**What you will do:**
Leave out the pictures, then reproduce the rest of the material exactly.

**Given data:**
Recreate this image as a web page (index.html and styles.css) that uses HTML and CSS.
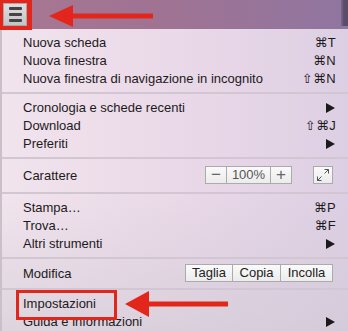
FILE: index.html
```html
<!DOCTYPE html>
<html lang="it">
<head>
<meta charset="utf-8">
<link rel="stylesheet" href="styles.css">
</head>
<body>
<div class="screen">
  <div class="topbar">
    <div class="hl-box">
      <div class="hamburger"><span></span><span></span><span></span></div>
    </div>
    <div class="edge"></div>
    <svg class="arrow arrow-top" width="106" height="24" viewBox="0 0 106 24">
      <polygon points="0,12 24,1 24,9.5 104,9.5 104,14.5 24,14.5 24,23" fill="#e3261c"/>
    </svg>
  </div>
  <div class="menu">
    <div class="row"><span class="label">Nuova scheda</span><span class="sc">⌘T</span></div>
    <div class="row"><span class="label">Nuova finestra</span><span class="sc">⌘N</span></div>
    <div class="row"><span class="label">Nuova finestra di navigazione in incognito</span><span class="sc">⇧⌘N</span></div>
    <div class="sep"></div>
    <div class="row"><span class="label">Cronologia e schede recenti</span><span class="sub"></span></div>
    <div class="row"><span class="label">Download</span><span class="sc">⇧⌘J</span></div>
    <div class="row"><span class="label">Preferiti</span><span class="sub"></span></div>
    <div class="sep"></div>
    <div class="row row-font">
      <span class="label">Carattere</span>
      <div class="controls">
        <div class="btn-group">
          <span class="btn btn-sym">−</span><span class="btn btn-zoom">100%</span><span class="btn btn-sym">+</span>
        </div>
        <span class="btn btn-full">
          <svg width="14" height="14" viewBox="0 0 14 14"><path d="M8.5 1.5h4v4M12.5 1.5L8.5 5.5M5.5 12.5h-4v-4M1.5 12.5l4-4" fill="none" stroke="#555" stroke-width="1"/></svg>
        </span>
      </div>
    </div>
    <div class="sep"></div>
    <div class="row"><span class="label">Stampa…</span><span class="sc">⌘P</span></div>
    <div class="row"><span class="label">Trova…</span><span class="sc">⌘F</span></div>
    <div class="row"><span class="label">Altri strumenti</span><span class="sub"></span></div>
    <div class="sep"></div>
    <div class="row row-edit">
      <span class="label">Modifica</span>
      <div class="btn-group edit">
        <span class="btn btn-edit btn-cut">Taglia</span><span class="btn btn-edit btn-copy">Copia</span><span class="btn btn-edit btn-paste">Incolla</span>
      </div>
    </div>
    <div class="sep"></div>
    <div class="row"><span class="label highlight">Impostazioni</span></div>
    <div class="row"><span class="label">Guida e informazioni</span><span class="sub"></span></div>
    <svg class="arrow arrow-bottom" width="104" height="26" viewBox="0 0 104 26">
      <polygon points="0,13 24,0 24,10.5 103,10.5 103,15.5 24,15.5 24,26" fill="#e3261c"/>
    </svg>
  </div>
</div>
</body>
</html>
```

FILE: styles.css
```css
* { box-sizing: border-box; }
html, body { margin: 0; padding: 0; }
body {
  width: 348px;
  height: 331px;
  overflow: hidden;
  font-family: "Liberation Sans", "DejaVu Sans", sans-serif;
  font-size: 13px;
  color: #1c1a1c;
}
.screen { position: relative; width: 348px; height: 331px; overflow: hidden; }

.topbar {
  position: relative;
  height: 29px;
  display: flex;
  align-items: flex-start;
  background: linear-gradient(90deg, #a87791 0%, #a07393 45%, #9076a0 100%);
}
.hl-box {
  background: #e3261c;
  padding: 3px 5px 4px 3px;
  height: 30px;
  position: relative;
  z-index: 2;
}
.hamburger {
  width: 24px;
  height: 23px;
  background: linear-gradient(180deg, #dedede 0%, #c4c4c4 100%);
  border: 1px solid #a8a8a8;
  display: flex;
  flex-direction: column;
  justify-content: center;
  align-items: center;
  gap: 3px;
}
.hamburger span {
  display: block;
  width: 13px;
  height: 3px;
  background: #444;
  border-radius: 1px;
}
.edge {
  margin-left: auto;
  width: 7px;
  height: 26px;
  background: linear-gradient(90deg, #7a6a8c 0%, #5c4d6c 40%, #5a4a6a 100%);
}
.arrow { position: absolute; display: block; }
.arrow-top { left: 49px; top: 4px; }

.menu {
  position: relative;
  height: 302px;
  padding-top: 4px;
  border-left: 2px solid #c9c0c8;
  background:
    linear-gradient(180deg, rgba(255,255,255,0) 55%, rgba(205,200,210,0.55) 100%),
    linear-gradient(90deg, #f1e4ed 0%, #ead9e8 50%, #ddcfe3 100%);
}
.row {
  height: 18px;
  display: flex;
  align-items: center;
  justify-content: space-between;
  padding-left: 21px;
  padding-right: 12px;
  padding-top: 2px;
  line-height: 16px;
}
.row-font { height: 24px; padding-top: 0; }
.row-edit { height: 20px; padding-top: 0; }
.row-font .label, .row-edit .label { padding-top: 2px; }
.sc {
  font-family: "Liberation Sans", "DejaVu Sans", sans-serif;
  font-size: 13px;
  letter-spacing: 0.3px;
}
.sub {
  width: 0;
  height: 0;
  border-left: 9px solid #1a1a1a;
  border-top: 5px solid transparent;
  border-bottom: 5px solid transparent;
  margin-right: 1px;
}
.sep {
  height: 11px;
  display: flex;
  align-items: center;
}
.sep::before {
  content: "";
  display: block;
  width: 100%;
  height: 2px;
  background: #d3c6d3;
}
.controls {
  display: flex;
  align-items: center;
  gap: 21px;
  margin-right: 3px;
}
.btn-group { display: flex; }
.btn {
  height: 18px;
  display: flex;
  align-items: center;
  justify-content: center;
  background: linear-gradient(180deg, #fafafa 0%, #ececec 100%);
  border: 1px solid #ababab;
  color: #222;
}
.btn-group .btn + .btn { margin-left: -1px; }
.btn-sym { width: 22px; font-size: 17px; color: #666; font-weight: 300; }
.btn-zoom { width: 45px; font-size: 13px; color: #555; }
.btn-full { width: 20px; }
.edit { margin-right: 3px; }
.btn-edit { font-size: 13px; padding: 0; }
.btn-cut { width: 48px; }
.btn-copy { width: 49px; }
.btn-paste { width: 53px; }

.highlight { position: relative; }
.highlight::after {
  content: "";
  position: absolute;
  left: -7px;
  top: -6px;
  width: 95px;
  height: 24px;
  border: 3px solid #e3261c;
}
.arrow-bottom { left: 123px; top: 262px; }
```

**Reply to the exercise:**
Recreate this image as a web page (index.html and styles.css) that uses HTML and CSS.
FILE: index.html
```html
<!DOCTYPE html>
<html lang="it">
<head>
<meta charset="utf-8">
<link rel="stylesheet" href="styles.css">
</head>
<body>
<div class="screen">
  <div class="topbar">
    <div class="hl-box">
      <div class="hamburger"><span></span><span></span><span></span></div>
    </div>
    <div class="edge"></div>
    <svg class="arrow arrow-top" width="106" height="24" viewBox="0 0 106 24">
      <polygon points="0,12 24,1 24,9.5 104,9.5 104,14.5 24,14.5 24,23" fill="#e3261c"/>
    </svg>
  </div>
  <div class="menu">
    <div class="row"><span class="label">Nuova scheda</span><span class="sc">⌘T</span></div>
    <div class="row"><span class="label">Nuova finestra</span><span class="sc">⌘N</span></div>
    <div class="row"><span class="label">Nuova finestra di navigazione in incognito</span><span class="sc">⇧⌘N</span></div>
    <div class="sep"></div>
    <div class="row"><span class="label">Cronologia e schede recenti</span><span class="sub"></span></div>
    <div class="row"><span class="label">Download</span><span class="sc">⇧⌘J</span></div>
    <div class="row"><span class="label">Preferiti</span><span class="sub"></span></div>
    <div class="sep"></div>
    <div class="row row-font">
      <span class="label">Carattere</span>
      <div class="controls">
        <div class="btn-group">
          <span class="btn btn-sym">−</span><span class="btn btn-zoom">100%</span><span class="btn btn-sym">+</span>
        </div>
        <span class="btn btn-full">
          <svg width="14" height="14" viewBox="0 0 14 14"><path d="M8.5 1.5h4v4M12.5 1.5L8.5 5.5M5.5 12.5h-4v-4M1.5 12.5l4-4" fill="none" stroke="#555" stroke-width="1"/></svg>
        </span>
      </div>
    </div>
    <div class="sep"></div>
    <div class="row"><span class="label">Stampa…</span><span class="sc">⌘P</span></div>
    <div class="row"><span class="label">Trova…</span><span class="sc">⌘F</span></div>
    <div class="row"><span class="label">Altri strumenti</span><span class="sub"></span></div>
    <div class="sep"></div>
    <div class="row row-edit">
      <span class="label">Modifica</span>
      <div class="btn-group edit">
        <span class="btn btn-edit btn-cut">Taglia</span><span class="btn btn-edit btn-copy">Copia</span><span class="btn btn-edit btn-paste">Incolla</span>
      </div>
    </div>
    <div class="sep"></div>
    <div class="row"><span class="label highlight">Impostazioni</span></div>
    <div class="row"><span class="label">Guida e informazioni</span><span class="sub"></span></div>
    <svg class="arrow arrow-bottom" width="104" height="26" viewBox="0 0 104 26">
      <polygon points="0,13 24,0 24,10.5 103,10.5 103,15.5 24,15.5 24,26" fill="#e3261c"/>
    </svg>
  </div>
</div>
</body>
</html>
```

FILE: styles.css
```css
* { box-sizing: border-box; }
html, body { margin: 0; padding: 0; }
body {
  width: 348px;
  height: 331px;
  overflow: hidden;
  font-family: "Liberation Sans", "DejaVu Sans", sans-serif;
  font-size: 13px;
  color: #1c1a1c;
}
.screen { position: relative; width: 348px; height: 331px; overflow: hidden; }

.topbar {
  position: relative;
  height: 29px;
  display: flex;
  align-items: flex-start;
  background: linear-gradient(90deg, #a87791 0%, #a07393 45%, #9076a0 100%);
}
.hl-box {
  background: #e3261c;
  padding: 3px 5px 4px 3px;
  height: 30px;
  position: relative;
  z-index: 2;
}
.hamburger {
  width: 24px;
  height: 23px;
  background: linear-gradient(180deg, #dedede 0%, #c4c4c4 100%);
  border: 1px solid #a8a8a8;
  display: flex;
  flex-direction: column;
  justify-content: center;
  align-items: center;
  gap: 3px;
}
.hamburger span {
  display: block;
  width: 13px;
  height: 3px;
  background: #444;
  border-radius: 1px;
}
.edge {
  margin-left: auto;
  width: 7px;
  height: 26px;
  background: linear-gradient(90deg, #7a6a8c 0%, #5c4d6c 40%, #5a4a6a 100%);
}
.arrow { position: absolute; display: block; }
.arrow-top { left: 49px; top: 4px; }

.menu {
  position: relative;
  height: 302px;
  padding-top: 4px;
  border-left: 2px solid #c9c0c8;
  background:
    linear-gradient(180deg, rgba(255,255,255,0) 55%, rgba(205,200,210,0.55) 100%),
    linear-gradient(90deg, #f1e4ed 0%, #ead9e8 50%, #ddcfe3 100%);
}
.row {
  height: 18px;
  display: flex;
  align-items: center;
  justify-content: space-between;
  padding-left: 21px;
  padding-right: 12px;
  padding-top: 2px;
  line-height: 16px;
}
.row-font { height: 24px; padding-top: 0; }
.row-edit { height: 20px; padding-top: 0; }
.row-font .label, .row-edit .label { padding-top: 2px; }
.sc {
  font-family: "Liberation Sans", "DejaVu Sans", sans-serif;
  font-size: 13px;
  letter-spacing: 0.3px;
}
.sub {
  width: 0;
  height: 0;
  border-left: 9px solid #1a1a1a;
  border-top: 5px solid transparent;
  border-bottom: 5px solid transparent;
  margin-right: 1px;
}
.sep {
  height: 11px;
  display: flex;
  align-items: center;
}
.sep::before {
  content: "";
  display: block;
  width: 100%;
  height: 2px;
  background: #d3c6d3;
}
.controls {
  display: flex;
  align-items: center;
  gap: 21px;
  margin-right: 3px;
}
.btn-group { display: flex; }
.btn {
  height: 18px;
  display: flex;
  align-items: center;
  justify-content: center;
  background: linear-gradient(180deg, #fafafa 0%, #ececec 100%);
  border: 1px solid #ababab;
  color: #222;
}
.btn-group .btn + .btn { margin-left: -1px; }
.btn-sym { width: 22px; font-size: 17px; color: #666; font-weight: 300; }
.btn-zoom { width: 45px; font-size: 13px; color: #555; }
.btn-full { width: 20px; }
.edit { margin-right: 3px; }
.btn-edit { font-size: 13px; padding: 0; }
.btn-cut { width: 48px; }
.btn-copy { width: 49px; }
.btn-paste { width: 53px; }

.highlight { position: relative; }
.highlight::after {
  content: "";
  position: absolute;
  left: -7px;
  top: -6px;
  width: 95px;
  height: 24px;
  border: 3px solid #e3261c;
}
.arrow-bottom { left: 123px; top: 262px; }
```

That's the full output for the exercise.